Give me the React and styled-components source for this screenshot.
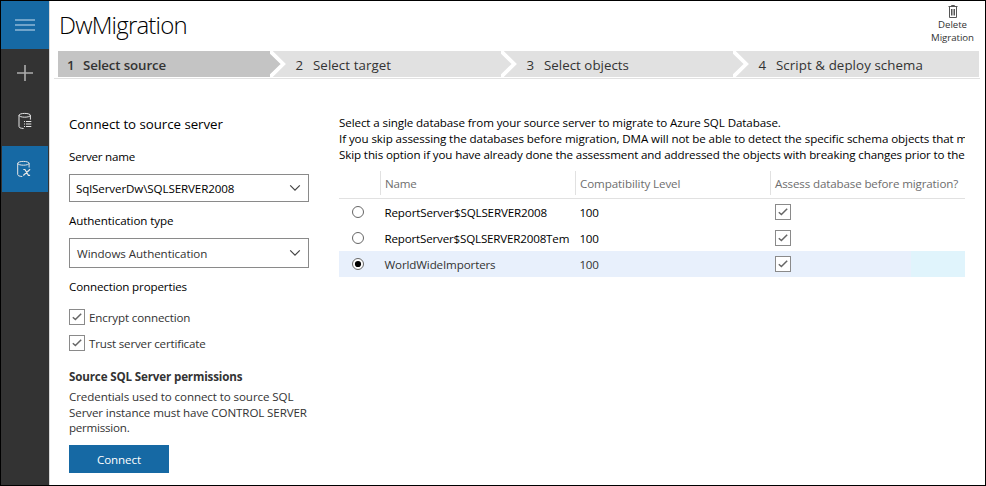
----
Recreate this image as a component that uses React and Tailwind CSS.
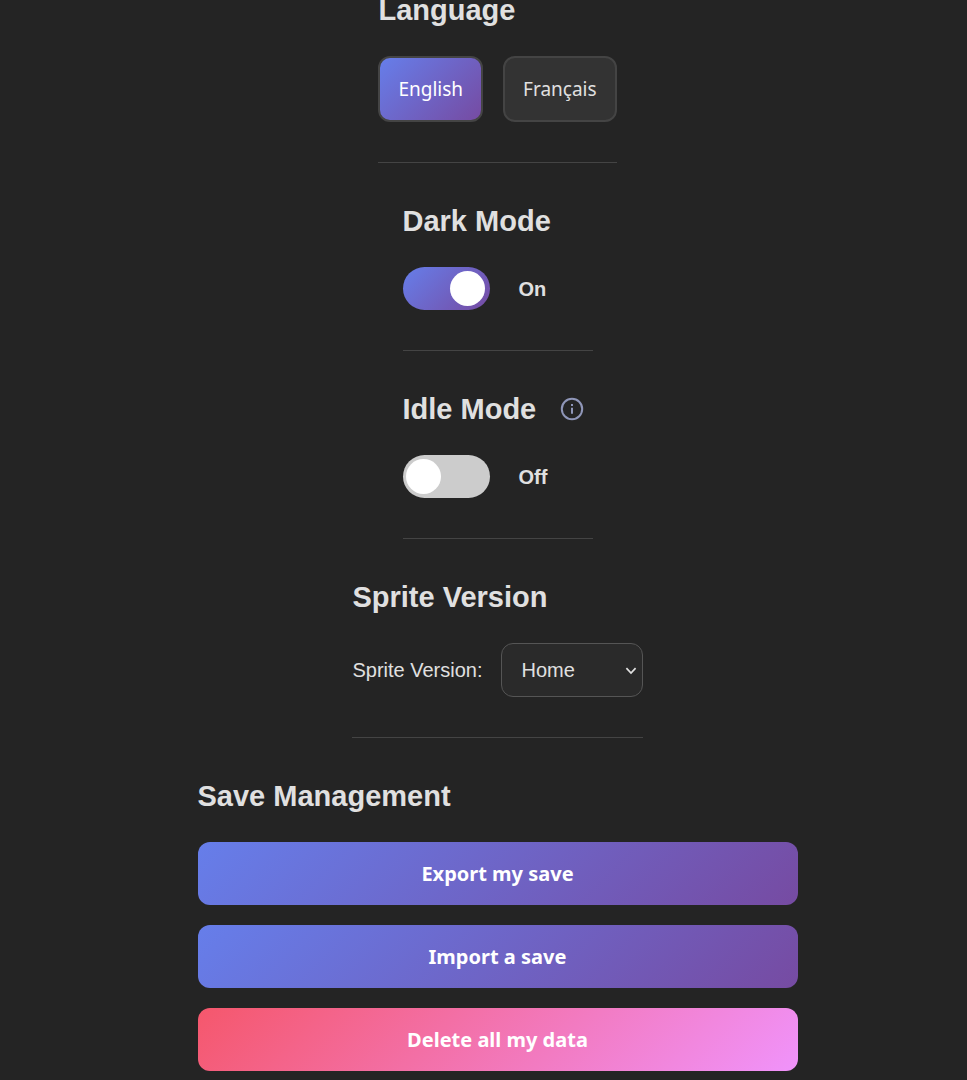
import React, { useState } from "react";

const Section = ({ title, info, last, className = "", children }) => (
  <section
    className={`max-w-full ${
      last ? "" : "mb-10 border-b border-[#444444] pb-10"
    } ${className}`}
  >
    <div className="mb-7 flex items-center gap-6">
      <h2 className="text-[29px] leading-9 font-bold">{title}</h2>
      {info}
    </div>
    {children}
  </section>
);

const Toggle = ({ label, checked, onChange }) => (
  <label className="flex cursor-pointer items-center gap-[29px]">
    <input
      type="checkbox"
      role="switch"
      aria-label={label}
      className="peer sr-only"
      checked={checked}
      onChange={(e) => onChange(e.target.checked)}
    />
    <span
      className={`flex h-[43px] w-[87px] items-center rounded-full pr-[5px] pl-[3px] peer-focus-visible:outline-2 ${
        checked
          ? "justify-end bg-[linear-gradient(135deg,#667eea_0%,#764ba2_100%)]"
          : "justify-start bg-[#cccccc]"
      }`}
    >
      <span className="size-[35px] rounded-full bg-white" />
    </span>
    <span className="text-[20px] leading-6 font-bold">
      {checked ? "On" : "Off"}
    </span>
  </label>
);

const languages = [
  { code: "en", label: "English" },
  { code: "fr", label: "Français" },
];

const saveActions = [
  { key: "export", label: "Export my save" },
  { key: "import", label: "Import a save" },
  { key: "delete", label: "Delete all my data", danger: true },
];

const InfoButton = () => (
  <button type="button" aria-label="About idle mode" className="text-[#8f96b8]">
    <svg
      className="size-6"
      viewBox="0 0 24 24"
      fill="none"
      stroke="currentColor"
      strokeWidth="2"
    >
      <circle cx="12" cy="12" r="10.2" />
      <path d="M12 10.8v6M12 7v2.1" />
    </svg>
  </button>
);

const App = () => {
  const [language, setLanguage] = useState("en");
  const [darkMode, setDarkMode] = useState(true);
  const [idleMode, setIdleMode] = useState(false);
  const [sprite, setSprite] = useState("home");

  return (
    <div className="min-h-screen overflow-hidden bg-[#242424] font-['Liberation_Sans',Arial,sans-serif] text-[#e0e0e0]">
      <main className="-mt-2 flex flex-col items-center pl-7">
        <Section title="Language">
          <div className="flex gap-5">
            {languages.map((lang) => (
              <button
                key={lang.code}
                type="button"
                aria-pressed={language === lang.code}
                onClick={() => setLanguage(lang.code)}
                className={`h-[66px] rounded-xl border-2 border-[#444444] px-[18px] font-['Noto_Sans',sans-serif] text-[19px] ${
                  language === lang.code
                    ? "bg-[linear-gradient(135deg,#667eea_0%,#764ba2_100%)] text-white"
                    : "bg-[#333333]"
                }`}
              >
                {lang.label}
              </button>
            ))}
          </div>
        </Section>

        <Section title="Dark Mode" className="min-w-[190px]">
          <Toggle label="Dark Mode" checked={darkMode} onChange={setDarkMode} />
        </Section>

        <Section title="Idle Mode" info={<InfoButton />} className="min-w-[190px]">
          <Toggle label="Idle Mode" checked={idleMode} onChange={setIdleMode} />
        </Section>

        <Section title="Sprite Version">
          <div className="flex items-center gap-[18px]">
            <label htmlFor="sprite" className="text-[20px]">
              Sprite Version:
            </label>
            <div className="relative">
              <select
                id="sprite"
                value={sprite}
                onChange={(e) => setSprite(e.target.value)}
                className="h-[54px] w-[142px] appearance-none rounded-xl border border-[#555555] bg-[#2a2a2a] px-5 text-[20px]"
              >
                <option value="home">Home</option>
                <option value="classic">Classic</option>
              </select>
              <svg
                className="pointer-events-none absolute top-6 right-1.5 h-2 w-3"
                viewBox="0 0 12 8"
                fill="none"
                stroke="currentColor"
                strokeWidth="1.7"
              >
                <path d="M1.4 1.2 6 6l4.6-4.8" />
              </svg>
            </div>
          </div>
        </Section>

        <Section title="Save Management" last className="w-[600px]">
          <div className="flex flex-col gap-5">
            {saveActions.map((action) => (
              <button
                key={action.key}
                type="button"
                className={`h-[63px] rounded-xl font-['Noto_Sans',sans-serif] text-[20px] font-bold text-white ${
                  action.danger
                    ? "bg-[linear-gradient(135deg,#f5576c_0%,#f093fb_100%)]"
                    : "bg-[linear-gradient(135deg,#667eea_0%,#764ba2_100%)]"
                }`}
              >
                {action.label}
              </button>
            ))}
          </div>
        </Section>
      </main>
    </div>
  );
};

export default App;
----
## WHAT THE EXERCISE ASKS
Gather up the lines that contain the word "this".

## OUTPUT OF THE TASK
Give me the React and styled-components source for this screenshot.
Recreate this image as a component that uses React and Tailwind CSS.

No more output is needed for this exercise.